Start of DATA SEGMENT

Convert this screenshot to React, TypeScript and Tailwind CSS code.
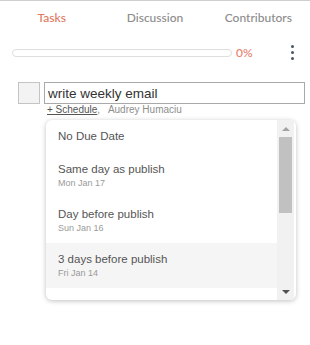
import React from 'react';

const tabs = ['Tasks', 'Discussion', 'Contributors'];

const options = [
  { title: 'No Due Date' },
  { title: 'Same day as publish', date: 'Mon Jan 17' },
  { title: 'Day before publish', date: 'Sun Jan 16' },
  { title: '3 days before publish', date: 'Fri Jan 14', active: true },
];

export default function App() {
  return (
    <main className="w-[310px] h-[345px] bg-white border-t border-[#cfcfcf] overflow-hidden">
      {/* Tabs */}
      <div className="grid grid-cols-3 pt-[8px] font-['Lato',sans-serif] font-medium text-[12px] leading-[18px]">
        {tabs.map((tab, i) => (
          <div
            key={tab}
            className={`text-center ${i === 0 ? 'text-[#e0775c]' : 'text-[#8c8c8c]'}`}
          >
            {tab}
          </div>
        ))}
      </div>

      {/* Progress */}
      <div className="flex items-center mt-[18px] pl-[12px] pr-[14px]">
        <div className="w-[220px] h-[8px] rounded-full border border-[#dedede] bg-white" />
        <span className="ml-[4px] text-[12px] leading-[14px] text-[#e8826f] font-['Lato',sans-serif] font-medium">
          0%
        </span>
        <div className="ml-auto flex flex-col gap-[3px] pr-[2px]">
          <span className="w-[3px] h-[3px] rounded-full bg-[#4a5563]" />
          <span className="w-[3px] h-[3px] rounded-full bg-[#4a5563]" />
          <span className="w-[3px] h-[3px] rounded-full bg-[#4a5563]" />
        </div>
      </div>

      {/* Task row */}
      <div className="flex mt-[22px] pl-[18px] pr-[5px] gap-[4px] font-['Liberation_Sans',Arial,sans-serif]">
        <div className="w-[22px] h-[22px] shrink-0 border border-[#c4c4c4] bg-[#f3f3f3]" />
        <div className="flex-1">
          <div className="h-[22px] border border-[#a9a9a9] px-[3px] text-[13.5px] leading-[21px] text-[#333]">
            write weekly email
          </div>
          <div className="pl-[3px] text-[10px] leading-[12px] text-[#8e8e8e]">
            <span className="underline text-[#555]">+ Schedule</span>,&nbsp;&nbsp; Audrey Humaciu
          </div>

          {/* Dropdown */}
          <div className="mt-[4px] ml-[2px] w-[250px] h-[180px] flex rounded-[6px] bg-white shadow-[0_1px_5px_rgba(0,0,0,0.25)] overflow-hidden">
            <div className="flex-1">
              {options.map((o) => (
                <div
                  key={o.title}
                  className={`pl-[12px] pt-[8px] pb-[9px] ${o.active ? 'bg-[#f5f5f5]' : ''}`}
                >
                  <div className="text-[11.5px] leading-[16px] text-[#555]">{o.title}</div>
                  {o.date && (
                    <div className="text-[9px] leading-[12px] text-[#9a9a9a]">{o.date}</div>
                  )}
                </div>
              ))}
            </div>
            {/* Scrollbar */}
            <div className="w-[17px] mr-[2px] bg-[#f1f1f1] flex flex-col items-center">
              <div className="h-[17px] flex items-center justify-center">
                <div className="w-0 h-0 border-x-[4px] border-x-transparent border-b-[4px] border-b-[#a3a3a3]" />
              </div>
              <div className="w-[13px] h-[76px] bg-[#c1c1c1]" />
              <div className="flex-1" />
              <div className="h-[17px] flex items-center justify-center">
                <div className="w-0 h-0 border-x-[4px] border-x-transparent border-t-[4px] border-t-[#505050]" />
              </div>
            </div>
          </div>
        </div>
      </div>
    </main>
  );
}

End of DATA SEGMENT

# [WRITTEN REQUEST]
Write out the full set of lines verbatim, without the pictures.

# [RESPONSE]
Convert this screenshot to React, TypeScript and Tailwind CSS code.
import React from 'react';

const tabs = ['Tasks', 'Discussion', 'Contributors'];

const options = [
  { title: 'No Due Date' },
  { title: 'Same day as publish', date: 'Mon Jan 17' },
  { title: 'Day before publish', date: 'Sun Jan 16' },
  { title: '3 days before publish', date: 'Fri Jan 14', active: true },
];

export default function App() {
  return (
    <main className="w-[310px] h-[345px] bg-white border-t border-[#cfcfcf] overflow-hidden">
      {/* Tabs */}
      <div className="grid grid-cols-3 pt-[8px] font-['Lato',sans-serif] font-medium text-[12px] leading-[18px]">
        {tabs.map((tab, i) => (
          <div
            key={tab}
            className={`text-center ${i === 0 ? 'text-[#e0775c]' : 'text-[#8c8c8c]'}`}
          >
            {tab}
          </div>
        ))}
      </div>

      {/* Progress */}
      <div className="flex items-center mt-[18px] pl-[12px] pr-[14px]">
        <div className="w-[220px] h-[8px] rounded-full border border-[#dedede] bg-white" />
        <span className="ml-[4px] text-[12px] leading-[14px] text-[#e8826f] font-['Lato',sans-serif] font-medium">
          0%
        </span>
        <div className="ml-auto flex flex-col gap-[3px] pr-[2px]">
          <span className="w-[3px] h-[3px] rounded-full bg-[#4a5563]" />
          <span className="w-[3px] h-[3px] rounded-full bg-[#4a5563]" />
          <span className="w-[3px] h-[3px] rounded-full bg-[#4a5563]" />
        </div>
      </div>

      {/* Task row */}
      <div className="flex mt-[22px] pl-[18px] pr-[5px] gap-[4px] font-['Liberation_Sans',Arial,sans-serif]">
        <div className="w-[22px] h-[22px] shrink-0 border border-[#c4c4c4] bg-[#f3f3f3]" />
        <div className="flex-1">
          <div className="h-[22px] border border-[#a9a9a9] px-[3px] text-[13.5px] leading-[21px] text-[#333]">
            write weekly email
          </div>
          <div className="pl-[3px] text-[10px] leading-[12px] text-[#8e8e8e]">
            <span className="underline text-[#555]">+ Schedule</span>,&nbsp;&nbsp; Audrey Humaciu
          </div>

          {/* Dropdown */}
          <div className="mt-[4px] ml-[2px] w-[250px] h-[180px] flex rounded-[6px] bg-white shadow-[0_1px_5px_rgba(0,0,0,0.25)] overflow-hidden">
            <div className="flex-1">
              {options.map((o) => (
                <div
                  key={o.title}
                  className={`pl-[12px] pt-[8px] pb-[9px] ${o.active ? 'bg-[#f5f5f5]' : ''}`}
                >
                  <div className="text-[11.5px] leading-[16px] text-[#555]">{o.title}</div>
                  {o.date && (
                    <div className="text-[9px] leading-[12px] text-[#9a9a9a]">{o.date}</div>
                  )}
                </div>
              ))}
            </div>
            {/* Scrollbar */}
            <div className="w-[17px] mr-[2px] bg-[#f1f1f1] flex flex-col items-center">
              <div className="h-[17px] flex items-center justify-center">
                <div className="w-0 h-0 border-x-[4px] border-x-transparent border-b-[4px] border-b-[#a3a3a3]" />
              </div>
              <div className="w-[13px] h-[76px] bg-[#c1c1c1]" />
              <div className="flex-1" />
              <div className="h-[17px] flex items-center justify-center">
                <div className="w-0 h-0 border-x-[4px] border-x-transparent border-t-[4px] border-t-[#505050]" />
              </div>
            </div>
          </div>
        </div>
      </div>
    </main>
  );
}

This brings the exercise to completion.